AFTER almost six decades in the wool game, Geoff Templeton still loves his work. And he's not about to give it up, writes ALEX SAMPSON
Geoff Templeton started out in shearing sheds when he was 14.
At first he was the rouseabout. Then, at 17, he became a shearer.
"My uncle was a pretty big shearer in Western Australia and, as a young bloke, it's all I wanted to do," Geoff said.
"My dad shore part-time and it was just something that always interested me."
Geoff left school when he was 13 1/2 and worked as an apprentice baker for six months but did not like the work.
"It wasn't for me," he said.
"But in those days you couldn't go shearing full-time, so I worked rabbiting, hay-carting, and even grave-digging as well.
"Shearing didn't become a full-time job until the 1970s, whereas now it's 11 1/2 months if you want to follow it."
Geoff has seen some pretty big changes in the industry.
"When I was 14 we had the old diesel engines driving the overhead gears," he said.
"There were the old hand presses as well.
"The biggest and best change to the industry has been the mobile phone."
It wasn't an easy start for Geoff.
"When I was rouseabouting in NSW it was pretty strange," he said. "I knew no one and we worked in sheds with kerosene lamps and drop toilets."
But once he got started, Geoff was shearing every day for decades. He even married a contractor's daughter.
"I had to marry her to get the good contracts!" he joked.
Growing up in Dunkeld, Geoff worked in sheds around the district before landing his first contract.
"I moved to Griffith to work for a contractor there," he said.
"His name was Peter McRae and he gave me my start."
After that Geoff returned to the Dunkeld area to work for Percy Riddle.
In 1960 Geoff married Percy's daughter Karolyn and they settled in Dunkeld.
Eight years later Geoff went into partnership with Percy - a union that lasted more than a decade, before Geoff got his big break after buying out a big contractor, Paddy Brophy.
"That's when I started out big-time," he said.
"We did sheds in NSW, around Griffith and Broken Hill, and all around the western districts."
In 1989 Geoff took a brief detour and bought a pub in Warrnambool.
"My son Chris ran the business for me, but we didn't stay long," he said.
"It was something I thought I just had to try, but it was a bad decision.
"I didn't like the pub at all and went back into shearing.
"I never really left it, to be honest."
"But when you've been living in a place like Warrnambool, it's hard to leave.
"We couldn't go back to Dunkeld, so we settled where we were.
"I kept our little place in Dunkeld and still travel there two times a week for work."
Geoff and Karolyn now have 10 grandchildren.

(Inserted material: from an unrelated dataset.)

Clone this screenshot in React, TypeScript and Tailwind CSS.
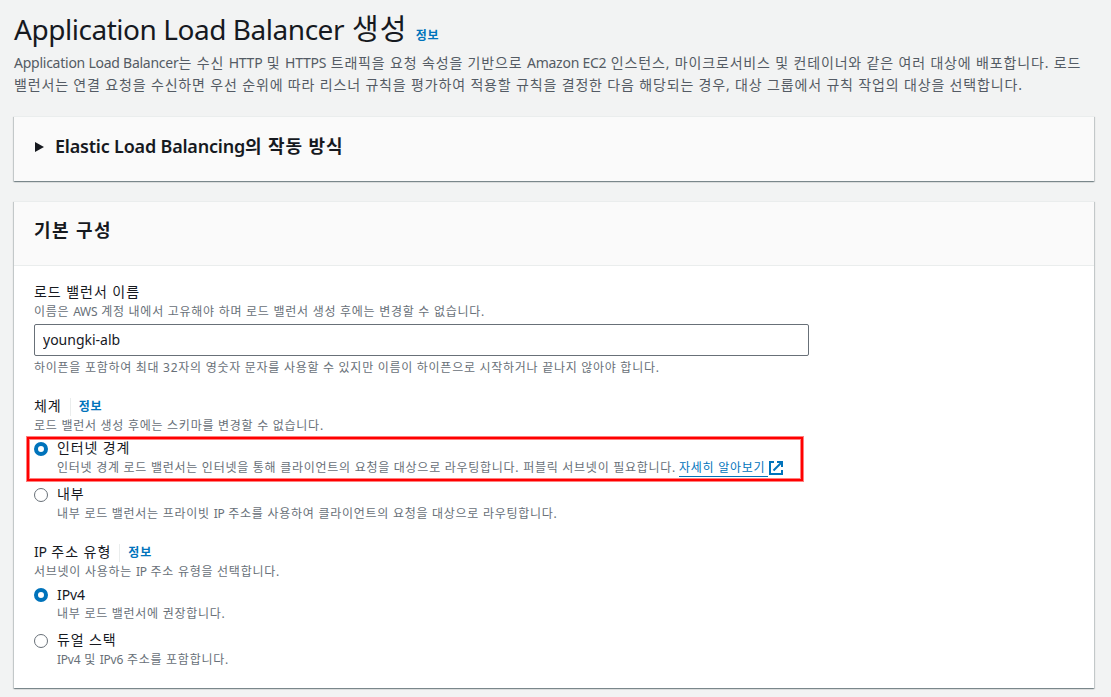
import { useState, type ReactNode } from "react";

function En({ children }: { children: ReactNode }) {
  return <span className="tracking-[-0.25px]">{children}</span>;
}

function InfoLink() {
  return (
    <a href="#" className="text-xs font-bold leading-[22px] tracking-[0.9px] text-[#0073bb]">
      정보
    </a>
  );
}

function ExternalIcon() {
  return (
    <svg viewBox="0 0 14 14" className="h-3.5 w-3.5 shrink-0" fill="none" stroke="#0073bb" strokeWidth="2">
      <path d="M5 1H1v12h12V9" />
      <path d="M8 1h5v5" />
      <path d="M13 1 4.5 9.5" />
    </svg>
  );
}

function Field({ label, info, hint, children }: { label: ReactNode; info?: boolean; hint: ReactNode; children: ReactNode }) {
  return (
    <div>
      <div className="flex h-[22px] items-center">
        <span className="pb-0.5 text-sm leading-5 tracking-[0.95px]">{label}</span>
        {info && (
          <span className="ml-2 flex h-[18px] items-center border-l border-[#eaeded] pl-2">
            <InfoLink />
          </span>
        )}
      </div>
      <p className="h-4 text-xs leading-4 tracking-[0.73px] text-[#687078]">{hint}</p>
      {children}
    </div>
  );
}

type RadioProps = {
  name: string;
  label: ReactNode;
  description: ReactNode;
  checked: boolean;
  onChange: () => void;
};

function Radio({ name, label, description, checked, onChange }: RadioProps) {
  return (
    <label className="flex h-[38px] gap-2">
      <input
        type="radio"
        name={name}
        checked={checked}
        onChange={onChange}
        className="mt-1 h-3.5 w-3.5 shrink-0 appearance-none rounded-full border border-[#687078] bg-white checked:border-4 checked:border-[#0073bb]"
      />
      <span>
        <span className="block h-[22px] pl-px text-sm leading-5 tracking-[0.85px]">{label}</span>
        <span className="flex h-4 items-center pl-px text-xs leading-4 tracking-[0.73px] text-[#687078]">
          {description}
        </span>
      </span>
    </label>
  );
}

const panel =
  "bg-white border-t border-[#eaeded] shadow-[0_1px_1px_0_rgba(0,28,36,0.3),1px_1px_1px_0_rgba(0,28,36,0.15),-1px_1px_1px_0_rgba(0,28,36,0.15)]";

export default function App() {
  const [name, setName] = useState("youngki-alb");
  const [scheme, setScheme] = useState("internet");
  const [ipType, setIpType] = useState("ipv4");

  return (
    <div className="h-[697px] overflow-hidden whitespace-nowrap bg-[#f2f3f3] px-3.5 pt-2.5 font-['Noto_Sans','Noto_Sans_CJK_KR',sans-serif] text-[#16191f]">
      <div className="flex h-9 items-baseline gap-2">
        <h1 className="text-[28px] leading-[37px] tracking-[-0.46px]">
          Application Load Balancer <span className="ml-px text-[29px] tracking-[1.2px]">생성</span>
        </h1>
        <InfoLink />
      </div>
      <p className="mt-1.5 text-sm leading-[22px] tracking-[0.84px] text-[#545b64]">
        <En>Application Load Balancer</En>는 수신 <En>HTTP</En> 및 <En>HTTPS</En> 트래픽을 요청 속성을 기반으로{" "}
        <En>Amazon EC2</En> 인스턴스, 마이크로서비스 및 컨테이너와 같은 여러 대상에 배포합니다. 로드
        <br />
        밸런서는 연결 요청을 수신하면 우선 순위에 따라 리스너 규칙을 평가하여 적용할 규칙을 결정한 다음 해당되는 경우, 대상 그룹에서 규칙 작업의 대상을 선택합니다.
      </p>

      <section className={`mt-5 w-[1080px] ${panel}`}>
        <button className="flex h-16 w-full items-center bg-[#fafafa] px-5 pb-1">
          <svg viewBox="0 0 9 10" className="ml-px h-2.5 w-[9px]" fill="#16191f">
            <path d="M0 0 9 5 0 10z" />
          </svg>
          <h2 className="ml-[11px] pb-0.5 text-lg font-semibold leading-[22px] tracking-[-0.2px]">
            Elastic Load Balancing<span className="tracking-[0.9px]">의 작동 방식</span>
          </h2>
        </button>
      </section>

      <section className={`mt-5 h-[487px] w-[1080px] ${panel}`}>
        <div className="flex h-16 items-center border-b border-[#eaeded] bg-[#fafafa] px-5 pb-2">
          <h2 className="text-lg font-semibold leading-[22px] tracking-[1.4px]">기본 구성</h2>
        </div>
        <div className="px-5 pt-4">
          <Field
            label="로드 밸런서 이름"
            hint={
              <>
                이름은 <En>AWS</En> 계정 내에서 고유해야 하며 로드 밸런서 생성 후에는 변경할 수 없습니다.
              </>
            }
          >
            <input
              value={name}
              onChange={(e) => setName(e.target.value)}
              className="mt-1 block h-8 w-[775px] rounded-[2px] border border-[#687078] bg-white px-2 pb-0.5 text-sm outline-none"
            />
            <p className="mt-1 text-xs leading-4 tracking-[0.72px] text-[#687078]">
              하이픈을 포함하여 최대 32자의 영숫자 문자를 사용할 수 있지만 이름이 하이픈으로 시작하거나 끝나지 않아야 합니다.
            </p>
          </Field>

          <div className="mt-5">
            <Field label="체계" info hint="로드 밸런서 생성 후에는 스키마를 변경할 수 없습니다.">
              <div className="relative mt-1 flex flex-col gap-2">
                <Radio
                  name="scheme"
                  label="인터넷 경계"
                  description={
                    <>
                      인터넷 경계 로드 밸런서는 인터넷을 통해 클라이언트의 요청을 대상으로 라우팅합니다. 퍼블릭 서브넷이 필요합니다.
                      <a href="#" className="ml-[3px] mr-px border-b border-[#0073bb] pr-[3px] text-[#0073bb]">
                        자세히 알아보기
                      </a>
                      <ExternalIcon />
                    </>
                  }
                  checked={scheme === "internet"}
                  onChange={() => setScheme("internet")}
                />
                <Radio
                  name="scheme"
                  label="내부"
                  description={
                    <span>
                      내부 로드 밸런서는 프라이빗 <En>IP</En> 주소를 사용하여 클라이언트의 요청을 대상으로 라우팅합니다.
                    </span>
                  }
                  checked={scheme === "internal"}
                  onChange={() => setScheme("internal")}
                />
                <div className="pointer-events-none absolute -left-[7px] -top-px h-11 w-[776px] border-2 border-[#ff0000] shadow-[0_0_0_1px_rgba(255,0,0,0.5),inset_0_0_0_1px_rgba(255,0,0,0.5)]" />
              </div>
            </Field>
          </div>

          <div className="mt-5">
            <Field
              label={
                <>
                  <En>IP</En> 주소 유형
                </>
              }
              info
              hint={
                <>
                  서브넷이 사용하는 <En>IP</En> 주소 유형을 선택합니다.
                </>
              }
            >
              <div className="mt-1 flex flex-col gap-2">
                <Radio
                  name="ip-type"
                  label={<span className="inline-block pt-px tracking-[-0.1px]">IPv4</span>}
                  description="내부 로드 밸런서에 권장합니다."
                  checked={ipType === "ipv4"}
                  onChange={() => setIpType("ipv4")}
                />
                <Radio
                  name="ip-type"
                  label="듀얼 스택"
                  description={
                    <span>
                      <En>IPv4</En> 및 <En>IPv6</En> 주소를 포함합니다.
                    </span>
                  }
                  checked={ipType === "dualstack"}
                  onChange={() => setIpType("dualstack")}
                />
              </div>
            </Field>
          </div>
        </div>
      </section>
    </div>
  );
}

Geoff is hoping that at least one is interested in shearing.
"It's a great life," he said.
His son Chris started out in shearing sheds when he was 15 and worked with Geoff, running the business, for 20 years.
Geoff's other son, Jamie, started shearing when he was a teenager. He is now an agricultural liaison officer in Swan Hill. He has been running investigations into the theft of fuel and equipment from farms.
Geoff was chuffed when Jamie and a colleague recovered 250 head of cattle that had been stolen from saleyards in Victoria and NSW.
Jamie said of his father: "It is a testament to his people skills and management that Dad has been able to remain as a contractor for so long and, in particular, to keep doing the same sheds over many decades.
"One particular place out of Dunkeld presented Dad with a gold watch after he had been doing the shed for more than 30 years.
"Places like Yarram Park near Willaura, a well-known pastoral holding, have stayed with him for more than 30 years." Geoff no longer shears but he works every day of the year, despite having recently turned 72.
He still runs his own contracting business, Homestead Shearing, and employs up to 50 shearers, cooks, pressers, rouseabouts and wool classers.
They shear more than 600,000 sheep a year.
Geoff runs teams across the state to shear year-round.
"I have great clients who are really loyal and stick with me," he said.
"I also have a great group of workers who have been good to me and keep coming back.
"And you're only as good as your men."
After a career spanning 58 years, he still loves it.
"I'm still contracting sheds I shore at in 1958.
"I just keep plugging along because I really do enjoy what I do.
"I'll do it forever - there's a few years left in me yet."
Despite all the hard physical labour, Geoff's body is in good nick.
"I have a great back that has done me well," he said.
"But shearing does knock the old body about.
"I had a hip replacement a year ago and I'm still very fit.
"I leave Warrnambool at 5.30am every day and don't head for home until about 6pm."
Geoff is not interested in slowing down.
He's still makes himself known around Victoria.
"I've got a business to be seen about and I try to visit all the sheds at least twice a week," he said.
"If the boys are working on the weekend, I'll be there too."